The skeletons at Berlin-Ichthyosaur State Park in West Union Canyon show that the Shonisaurus grew up to 50 feet, five times the length of a modern dolphin, and weighed about 22 tonnes, the equivalent of three large elephants. Their offspring were only a few feet long. A University of California at Berkeley palaeontologist Charles L Camp was the first to excavate the alternating layers of limestone and mudstone at the site in the 1950s.
He immediately wondered what might account for the large cluster of Shonisaurus skeletons.
“He thought it might be a mass stranding,” like those involving whales, said another of the paper’s authors and an assistant professor in Vanderbilt University’s department of earth and environmental sciences Neil P Kelley.

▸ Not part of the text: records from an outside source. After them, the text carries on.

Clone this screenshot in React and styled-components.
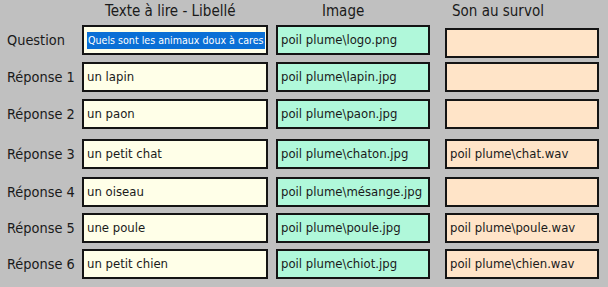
import React from "react";
import styled, { createGlobalStyle } from "styled-components";

const Global = createGlobalStyle`
  html, body { margin: 0; padding: 0; background: #c0c0c0; }
  body { width: 608px; height: 287px; overflow: hidden; font-family: "DejaVu Sans Condensed", "DejaVu Sans", sans-serif; color: #1a1a1a; }
`;

const Form = styled.div`
  display: grid;
  grid-template-columns: 82px 194px 169px 154px;
  grid-template-rows: 25px 37px 37px 40px 38px 36px 36px 38px;
  width: 608px;
  height: 287px;
`;

const Header = styled.div`
  font-size: 15px;
  line-height: 22px;
  padding-left: ${(p) => p.$pad}px;
  white-space: nowrap;
`;

const Label = styled.div`
  font-size: 14.4px;
  height: 30px;
  line-height: 30px;
  padding-left: 7px;
  white-space: nowrap;
`;

const Field = styled.div`
  box-sizing: border-box;
  width: ${(p) => p.$w}px;
  height: 30px;
  margin-top: ${(p) => p.$top || 0}px;
  border: 2px solid #141414;
  background: ${(p) => p.$bg};
  padding-left: 3px;
  font-size: 13px;
  line-height: 26px;
  white-space: nowrap;
  overflow: hidden;
`;

const Selected = styled.span`
  background: #0a6fd6;
  color: #ffffff;
  font-size: 10.6px;
  line-height: 17px;
  display: inline-block;
  vertical-align: middle;
  padding: 0 1px;
`;

const CREAM = "#ffffe8";
const MINT = "#b0f8da";
const PEACH = "#ffe4c8";

const rows = [
  { label: "Question", text: null, image: "poil plume\\logo.png", sound: "" },
  { label: "Réponse 1", text: "un lapin", image: "poil plume\\lapin.jpg", sound: "" },
  { label: "Réponse 2", text: "un paon", image: "poil plume\\paon.jpg", sound: "" },
  { label: "Réponse 3", text: "un petit chat", image: "poil plume\\chaton.jpg", sound: "poil plume\\chat.wav" },
  { label: "Réponse 4", text: "un oiseau", image: "poil plume\\mésange.jpg", sound: "" },
  { label: "Réponse 5", text: "une poule", image: "poil plume\\poule.jpg", sound: "poil plume\\poule.wav" },
  { label: "Réponse 6", text: "un petit chien", image: "poil plume\\chiot.jpg", sound: "poil plume\\chien.wav" },
];

export default function App() {
  return (
    <>
      <Global />
      <Form>
        <div />
        <Header $pad={23}>Texte à lire - Libellé</Header>
        <Header $pad={46}>Image</Header>
        <Header $pad={7}>Son au survol</Header>
        {rows.map((r, i) => (
          <React.Fragment key={r.label}>
            <Label>{r.label}</Label>
            <Field $w={186} $bg={CREAM}>
              {r.text === null ? <Selected>Quels sont les animaux doux à cares</Selected> : r.text}
            </Field>
            <Field $w={154} $bg={MINT}>{r.image}</Field>
            <Field $w={154} $bg={PEACH} $top={i === 0 ? 3 : 0}>{r.sound}</Field>
          </React.Fragment>
        ))}
        <div />
      </Form>
    </>
  );
}
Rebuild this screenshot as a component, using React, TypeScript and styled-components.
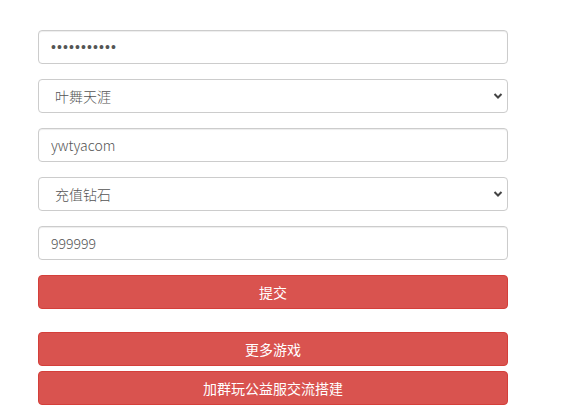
import React from 'react';
import styled, { createGlobalStyle } from 'styled-components';

const GlobalStyle = createGlobalStyle`
  html, body {
    margin: 0;
    padding: 0;
    background: #ffffff;
    font-family: "Noto Sans CJK SC", "Noto Sans", sans-serif;
  }
`;

const Page = styled.div`
  padding: 30px 0 0 38px;
`;

const Form = styled.form`
  width: 470px;
  display: flex;
  flex-direction: column;
`;

const Field = styled.div`
  position: relative;
  margin-bottom: 15px;
`;

const TextInput = styled.input<{ $dots?: boolean }>`
  box-sizing: border-box;
  display: block;
  width: 100%;
  height: 34px;
  padding: 0 12px;
  font-family: ${(p) =>
    p.$dots ? '"Liberation Sans", Arial, sans-serif' : '"Noto Sans CJK SC", "Noto Sans", sans-serif'};
  font-size: 14px;
  font-weight: 300;
  letter-spacing: ${(p) => (p.$dots ? '1.1px' : 'normal')};
  color: #555;
  background: #fff;
  border: 1px solid #ccc;
  border-radius: 4px;
  outline: none;
  box-shadow: inset 0 1px 1px rgba(0, 0, 0, 0.075);
`;

const Select = styled.select`
  box-sizing: border-box;
  display: block;
  width: 100%;
  height: 34px;
  padding: 0 30px 0 16px;
  font-family: "Noto Sans CJK SC", "Noto Sans", sans-serif;
  font-size: 14px;
  font-weight: 300;
  color: #555;
  background: #fff;
  border: 1px solid #ccc;
  border-radius: 4px;
  outline: none;
  appearance: none;
  -webkit-appearance: none;
`;

const Chevron = styled.svg`
  position: absolute;
  right: 5px;
  top: 13px;
  width: 10px;
  height: 8px;
  pointer-events: none;
`;

const Button = styled.button<{ $gap: number }>`
  box-sizing: border-box;
  display: block;
  width: 100%;
  height: 34px;
  margin-bottom: ${(p) => p.$gap}px;
  font-family: "Noto Sans CJK SC", "Noto Sans", sans-serif;
  font-size: 14px;
  color: #fff;
  background: #d9534f;
  border: 1px solid #d43f3a;
  border-radius: 4px;
  cursor: pointer;
`;

const SelectField: React.FC<{ value: string }> = ({ value }) => (
  <Field>
    <Select defaultValue={value}>
      <option value={value}>{value}</option>
    </Select>
    <Chevron viewBox="0 0 10 8">
      <path d="M1.5 2 L5 5.5 L8.5 2" fill="none" stroke="#444" strokeWidth="2" />
    </Chevron>
  </Field>
);

export default function App() {
  return (
    <Page>
      <GlobalStyle />
      <Form onSubmit={(e) => e.preventDefault()}>
        <Field>
          <TextInput type="password" $dots defaultValue="12345678901" />
        </Field>
        <SelectField value="叶舞天涯" />
        <Field>
          <TextInput type="text" defaultValue="ywtyacom" />
        </Field>
        <SelectField value="充值钻石" />
        <Field>
          <TextInput type="text" defaultValue="999999" />
        </Field>
        <Button type="submit" $gap={23}>提交</Button>
        <Button type="button" $gap={5}>更多游戏</Button>
        <Button type="button" $gap={0}>加群玩公益服交流搭建</Button>
      </Form>
    </Page>
  );
}
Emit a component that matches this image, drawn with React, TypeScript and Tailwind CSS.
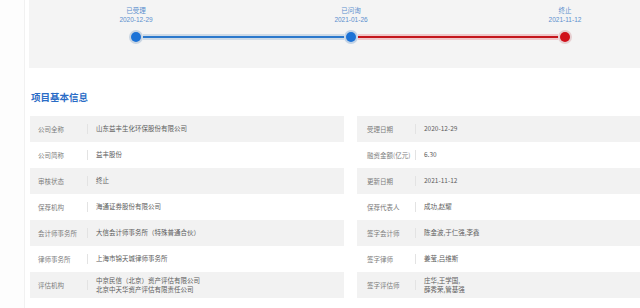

But the fossil evidence disproves that hypothesis, showing that the skeletons had settled underwater far from shore. The effort to explain why Shonisaurus bones have so far been the only ichthyosaur fossils discovered at the Nevada site became a feat of scientific detective work. Researchers combined 3D scanning and geochemistry with more traditional tools such as museum collections, field notes, photographs and archival materials.
They came to view migration as the most likely scenario after eliminating other possibilities.
Testing the sediment revealed an absence of mercury levels that would have signalled volcanic activity, which is believed to have caused the largest mass extinction 252 million years ago. Researchers were also able to eliminate the possibility that a deadly algal bloom poisoned the marine reptiles.
In the end, only the migration scenario appeared to make sense.
“Shonisaurus occurs at other locations so the genus had a broad geographic range, and it is very reasonable that these large individuals travelled long distances, as most large marine vertebrates do today,” Kelley said. “It should be possible to gather additional data in the future which could test the hypotheses we present in the paper, including migration.”